Put a wind turbine in front of Barry’s teleprompter.
There’s always wind there.
If the wind don’t blow,
The turbine don’t go.
Perhaps tidal turbines would be better. The tide works twice a day every day.
The scale on the two lines differs by over an order of magnitude. Although it appears at first glance that there were short times where wind generation exceeded total demand, by showing the blue line above the green line, in reality, wind generation never rarely met even 10% of total demand.
Sheesh, Bryce, you are presenting facts here. Who cares about facts? Truth is what we say it is. Wind is “green” and will save us all from demon fossil fuels.
Do you mean to tell me that those Smelly Hippie Environmentalists were wrong again? Gasp!
Most Texans know...when it’s 110 degrees, there’s very little breeze.
Tax the heck out of technologies that compete with your little boondoggle and use what remains of the tax money, after you have hired a bunch more of bureaucrats with it, to subsidize your boondoggle.
Nudge... nudge...
Looks to be 180 degrees out of phase. Figures.
“Perhaps they could set blowers in front of the turbines to keep them going” - Imaginary quote from Øbumbler
I have a simple solution for Texas, with known technology, that could turn most of the State green and keep it green even if it never rained again. And it’s all based on just one thing. The Gulf Coast.
The Gulf Coast has a vast amount of water, albeit salt water. But underneath the Gulf Coast is an enormous amount of natural gas.
Put those two things together and you have desalinization. Fresh water in vast amounts.
So build natural gas powered desalinization plants and pipelines to ship the water inland. Such plants can run year around, and during wetter seasons can fill reservoirs. And when those reservoirs are filled, use electricity generated from natural gas to pipe the water to ever deeper inland reservoirs.
Certainly it will be expensive, but it will turn big sections of desert Texas green with farmland and water using industry.
Here's the vastly better solution, as shown by this large schematic:
The US has 440,000 tons of thorium-232 that can be used for the liquid fluoride thorium reactor, plus many tons of spent uranium fuel rods that could be processed into fuel for this reactor, too. If we standardized a design for a 1,000 MW LFTR, we could build hundreds of them not only to expand available power, but also phase out coal-fired powerplants, too.
Mayor Nutters Call: It is a sign of the times that basic decency has grown unusual.
The blame game: America's economic panic is the fault of Tea Partiers, S&P, speculators, and Big Business. And it's up to Obama to convince us to put country first Bob Shrum, who else?
Who Lost the Middle Class? - A question for historians in the not-too-distant future
Some noteworthy articles about politics, foreign or military affairs, IMHO, FReepmail me if you want on or off my list.
Okay, first, how did this happen in Texas??? Texas freepers, can you explain this to me. I live in the Seattle area, so I am never surprised at the doofuses here doing idiot stuff like this. But, I expected Texans to be more sensible. Have I misjudged you?

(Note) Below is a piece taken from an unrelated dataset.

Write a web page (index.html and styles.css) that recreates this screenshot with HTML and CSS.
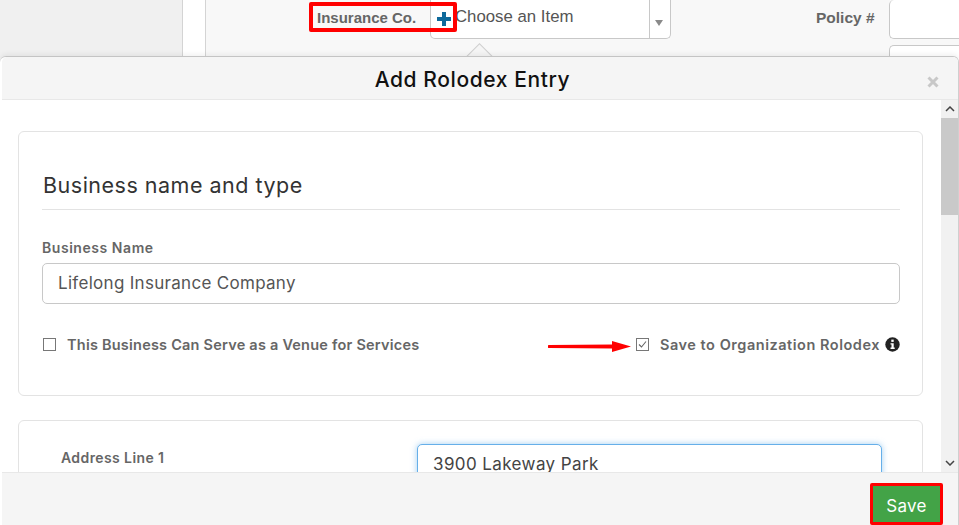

Also, we now know that these wind turbines can't help much in the heat; and, that they freeze up (Minnesota, Scotland) in the winter. What the hell do they do, besides kill a lot of birds?
ping
Turbines don’t work unless there is a steady wind. Until somebody figures out a practical way of storing the electricity, windmills are useless.
When I was a kid, my aunt and uncle, who never threw anything away, still had the remains of an old windcharger mounted on an old shed on their farm. The shed was full of 6-volt batteries wired in series to store the electricity, which they used to power their milkhouse. They never had electricity in their actual house until REA came along in the 50’s. This “turbine” concept is not a new idea, and it has never worked very well.
I have one that trickle charges a bank of 16 royals deep cell batteries that provide emergency power through a trace inverter.
Works well but I’m living in a place where wind averages 20mph an I don’t depend on this source. It will run basics in my home when we lose power in ice or thunderstorms etc...
They have their place but not in the commercial energy grid IMO.
Ones we have here in the panhandle of Texas are running yet the quality of power to the distribution point is so up an down its expensive to corral properly according to friends that do such for a living.
1 thorium based nuclear power plant per 1 million in population is a formula America needs to adopt.
Got to be fixed yesterday....
I think the turbine problem will resolve itself. The thieves are going to run out of copper & air conditioners to steal and sell for recycling. the only things left to steal will be the wind turbines.
I can’t sleep well without a floor fan blowing on me all night.
In order to power that fan by wind i believe i would need a slightly bigger fan out in my backyard with wind spinning it at a slightly faster rate than the one inside for 8 hours straight while i sleep.
Ya ok.
Makes sense.
Whats billions and billions of dollars anyways?